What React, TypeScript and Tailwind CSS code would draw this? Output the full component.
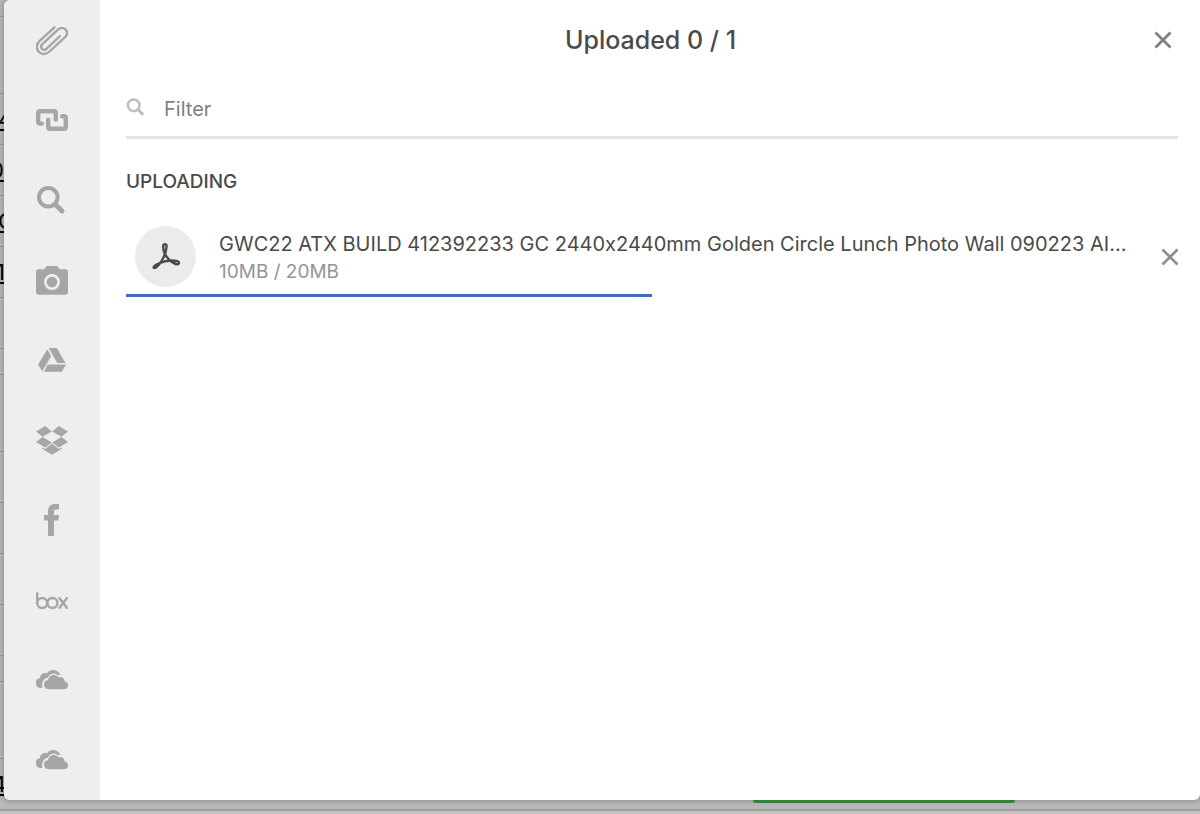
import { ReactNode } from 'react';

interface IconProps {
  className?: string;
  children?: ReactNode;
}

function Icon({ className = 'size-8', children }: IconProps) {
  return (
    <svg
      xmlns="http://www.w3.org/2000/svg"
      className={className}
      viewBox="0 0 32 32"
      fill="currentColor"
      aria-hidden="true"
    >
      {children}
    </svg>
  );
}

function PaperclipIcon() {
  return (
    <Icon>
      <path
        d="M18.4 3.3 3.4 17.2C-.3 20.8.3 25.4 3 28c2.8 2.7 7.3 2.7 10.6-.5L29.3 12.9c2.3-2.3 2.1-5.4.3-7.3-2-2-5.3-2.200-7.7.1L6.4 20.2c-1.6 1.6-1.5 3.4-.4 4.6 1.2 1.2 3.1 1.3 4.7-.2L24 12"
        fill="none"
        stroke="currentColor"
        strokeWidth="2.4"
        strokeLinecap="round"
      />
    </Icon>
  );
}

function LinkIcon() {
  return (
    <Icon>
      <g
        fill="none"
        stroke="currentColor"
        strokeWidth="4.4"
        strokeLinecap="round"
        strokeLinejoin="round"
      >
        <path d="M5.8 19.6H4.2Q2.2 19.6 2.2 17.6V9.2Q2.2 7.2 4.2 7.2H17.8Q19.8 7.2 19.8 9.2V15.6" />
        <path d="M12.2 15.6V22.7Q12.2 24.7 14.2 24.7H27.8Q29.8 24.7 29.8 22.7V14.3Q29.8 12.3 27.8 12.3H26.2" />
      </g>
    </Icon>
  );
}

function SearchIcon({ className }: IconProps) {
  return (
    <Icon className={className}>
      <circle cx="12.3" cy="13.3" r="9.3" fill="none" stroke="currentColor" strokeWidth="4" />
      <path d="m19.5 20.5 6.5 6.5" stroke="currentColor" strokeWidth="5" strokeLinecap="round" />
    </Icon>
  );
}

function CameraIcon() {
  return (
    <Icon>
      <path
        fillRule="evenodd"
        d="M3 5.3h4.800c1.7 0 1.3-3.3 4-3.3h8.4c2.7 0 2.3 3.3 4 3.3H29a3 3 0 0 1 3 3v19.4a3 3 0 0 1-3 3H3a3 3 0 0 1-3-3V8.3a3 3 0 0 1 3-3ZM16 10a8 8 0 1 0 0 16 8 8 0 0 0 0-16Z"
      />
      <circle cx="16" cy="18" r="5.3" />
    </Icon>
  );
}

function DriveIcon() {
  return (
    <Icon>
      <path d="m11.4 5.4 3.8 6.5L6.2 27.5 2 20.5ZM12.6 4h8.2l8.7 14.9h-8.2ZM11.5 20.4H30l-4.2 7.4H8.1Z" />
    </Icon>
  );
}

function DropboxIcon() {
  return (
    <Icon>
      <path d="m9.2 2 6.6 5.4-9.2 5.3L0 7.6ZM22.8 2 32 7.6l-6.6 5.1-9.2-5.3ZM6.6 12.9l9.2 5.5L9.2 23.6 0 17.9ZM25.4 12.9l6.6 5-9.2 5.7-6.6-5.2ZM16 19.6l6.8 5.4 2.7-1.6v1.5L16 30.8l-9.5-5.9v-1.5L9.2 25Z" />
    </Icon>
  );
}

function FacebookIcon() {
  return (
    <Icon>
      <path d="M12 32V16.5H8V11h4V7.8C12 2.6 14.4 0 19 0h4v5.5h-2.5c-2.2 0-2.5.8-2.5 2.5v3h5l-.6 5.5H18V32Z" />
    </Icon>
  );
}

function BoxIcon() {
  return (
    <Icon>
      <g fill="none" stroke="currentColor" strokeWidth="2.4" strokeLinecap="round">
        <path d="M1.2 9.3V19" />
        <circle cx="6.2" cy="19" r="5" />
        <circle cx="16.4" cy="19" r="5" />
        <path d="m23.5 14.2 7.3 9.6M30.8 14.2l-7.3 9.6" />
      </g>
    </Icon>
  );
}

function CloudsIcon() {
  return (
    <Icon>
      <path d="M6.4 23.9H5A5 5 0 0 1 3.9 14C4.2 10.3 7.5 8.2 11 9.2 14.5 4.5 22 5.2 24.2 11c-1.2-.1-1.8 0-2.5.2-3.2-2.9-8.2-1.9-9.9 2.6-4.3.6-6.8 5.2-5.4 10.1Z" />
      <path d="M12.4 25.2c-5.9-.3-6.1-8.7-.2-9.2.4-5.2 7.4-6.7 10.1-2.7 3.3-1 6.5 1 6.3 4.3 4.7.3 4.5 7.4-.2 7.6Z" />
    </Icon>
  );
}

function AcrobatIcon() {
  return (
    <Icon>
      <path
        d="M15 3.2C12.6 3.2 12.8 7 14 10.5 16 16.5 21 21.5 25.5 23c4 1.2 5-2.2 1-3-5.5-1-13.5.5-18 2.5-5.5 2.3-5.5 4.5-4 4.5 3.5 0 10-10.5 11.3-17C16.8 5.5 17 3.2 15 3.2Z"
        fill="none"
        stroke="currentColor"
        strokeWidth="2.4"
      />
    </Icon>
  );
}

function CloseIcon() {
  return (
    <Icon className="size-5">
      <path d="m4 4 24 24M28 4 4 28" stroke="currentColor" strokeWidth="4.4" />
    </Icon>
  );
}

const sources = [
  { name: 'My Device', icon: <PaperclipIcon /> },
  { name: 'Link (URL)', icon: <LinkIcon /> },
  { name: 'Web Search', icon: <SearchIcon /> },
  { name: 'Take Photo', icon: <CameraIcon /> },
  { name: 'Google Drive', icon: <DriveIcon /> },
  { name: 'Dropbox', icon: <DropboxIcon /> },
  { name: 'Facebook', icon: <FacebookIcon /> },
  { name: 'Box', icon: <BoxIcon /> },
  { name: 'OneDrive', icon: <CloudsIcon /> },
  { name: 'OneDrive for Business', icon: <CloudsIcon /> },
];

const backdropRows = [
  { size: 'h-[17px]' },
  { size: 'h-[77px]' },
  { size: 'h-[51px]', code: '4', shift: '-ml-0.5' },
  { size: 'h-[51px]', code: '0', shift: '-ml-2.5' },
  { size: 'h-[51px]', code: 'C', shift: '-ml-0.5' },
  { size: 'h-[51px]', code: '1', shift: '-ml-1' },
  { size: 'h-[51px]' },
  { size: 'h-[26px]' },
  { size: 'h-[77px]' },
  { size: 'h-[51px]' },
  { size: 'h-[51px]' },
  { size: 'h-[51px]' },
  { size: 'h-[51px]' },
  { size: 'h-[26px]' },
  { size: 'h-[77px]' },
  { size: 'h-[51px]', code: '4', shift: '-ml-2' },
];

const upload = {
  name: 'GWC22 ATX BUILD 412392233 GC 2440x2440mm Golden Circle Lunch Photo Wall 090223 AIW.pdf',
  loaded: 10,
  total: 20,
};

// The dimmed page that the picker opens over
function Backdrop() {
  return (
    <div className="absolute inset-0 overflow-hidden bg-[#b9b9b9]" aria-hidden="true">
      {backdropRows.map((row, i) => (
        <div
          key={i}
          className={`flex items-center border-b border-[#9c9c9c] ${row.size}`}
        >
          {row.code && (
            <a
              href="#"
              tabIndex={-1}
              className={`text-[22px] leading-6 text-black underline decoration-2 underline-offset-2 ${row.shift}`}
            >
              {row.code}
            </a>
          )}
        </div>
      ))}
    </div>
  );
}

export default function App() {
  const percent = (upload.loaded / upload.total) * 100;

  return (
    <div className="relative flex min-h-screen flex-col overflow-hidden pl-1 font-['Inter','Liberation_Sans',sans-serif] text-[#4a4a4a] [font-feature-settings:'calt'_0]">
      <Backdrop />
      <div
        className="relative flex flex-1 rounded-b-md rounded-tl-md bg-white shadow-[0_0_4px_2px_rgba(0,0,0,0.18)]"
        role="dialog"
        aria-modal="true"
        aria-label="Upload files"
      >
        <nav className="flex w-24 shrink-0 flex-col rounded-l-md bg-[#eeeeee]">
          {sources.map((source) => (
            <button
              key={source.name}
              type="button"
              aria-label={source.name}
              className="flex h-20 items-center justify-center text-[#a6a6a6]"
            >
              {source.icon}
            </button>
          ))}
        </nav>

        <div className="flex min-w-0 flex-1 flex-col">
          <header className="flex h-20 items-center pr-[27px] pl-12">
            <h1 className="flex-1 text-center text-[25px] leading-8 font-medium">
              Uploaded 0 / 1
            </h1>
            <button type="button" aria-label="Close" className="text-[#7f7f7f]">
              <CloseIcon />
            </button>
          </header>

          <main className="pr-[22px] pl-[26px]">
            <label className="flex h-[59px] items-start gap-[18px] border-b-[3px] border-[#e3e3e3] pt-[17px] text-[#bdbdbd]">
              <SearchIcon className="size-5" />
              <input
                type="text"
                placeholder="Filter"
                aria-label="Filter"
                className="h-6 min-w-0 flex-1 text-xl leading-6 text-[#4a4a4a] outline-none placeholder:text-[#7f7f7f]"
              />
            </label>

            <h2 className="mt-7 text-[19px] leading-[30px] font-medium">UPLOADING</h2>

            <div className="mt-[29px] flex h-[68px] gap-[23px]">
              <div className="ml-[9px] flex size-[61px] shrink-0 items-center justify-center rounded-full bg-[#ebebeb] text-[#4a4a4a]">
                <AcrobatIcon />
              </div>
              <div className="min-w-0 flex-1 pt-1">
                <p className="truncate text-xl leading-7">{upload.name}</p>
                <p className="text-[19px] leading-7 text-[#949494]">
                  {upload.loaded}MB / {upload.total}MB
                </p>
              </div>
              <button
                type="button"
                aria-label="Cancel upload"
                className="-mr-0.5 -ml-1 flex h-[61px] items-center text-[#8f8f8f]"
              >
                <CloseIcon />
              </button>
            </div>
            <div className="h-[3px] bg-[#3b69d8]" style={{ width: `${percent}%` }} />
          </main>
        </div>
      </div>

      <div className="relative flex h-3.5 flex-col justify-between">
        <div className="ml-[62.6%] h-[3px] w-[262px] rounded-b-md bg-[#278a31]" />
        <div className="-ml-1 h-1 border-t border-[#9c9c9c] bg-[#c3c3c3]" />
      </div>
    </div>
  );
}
──────
Look through the material above and pick out each line holding the word "code".

What React, TypeScript and Tailwind CSS code would draw this? Output the full component.
  { size: 'h-[51px]', code: '4', shift: '-ml-0.5' },
  { size: 'h-[51px]', code: '0', shift: '-ml-2.5' },
  { size: 'h-[51px]', code: 'C', shift: '-ml-0.5' },
  { size: 'h-[51px]', code: '1', shift: '-ml-1' },
  { size: 'h-[51px]', code: '4', shift: '-ml-2' },
          {row.code && (
              {row.code}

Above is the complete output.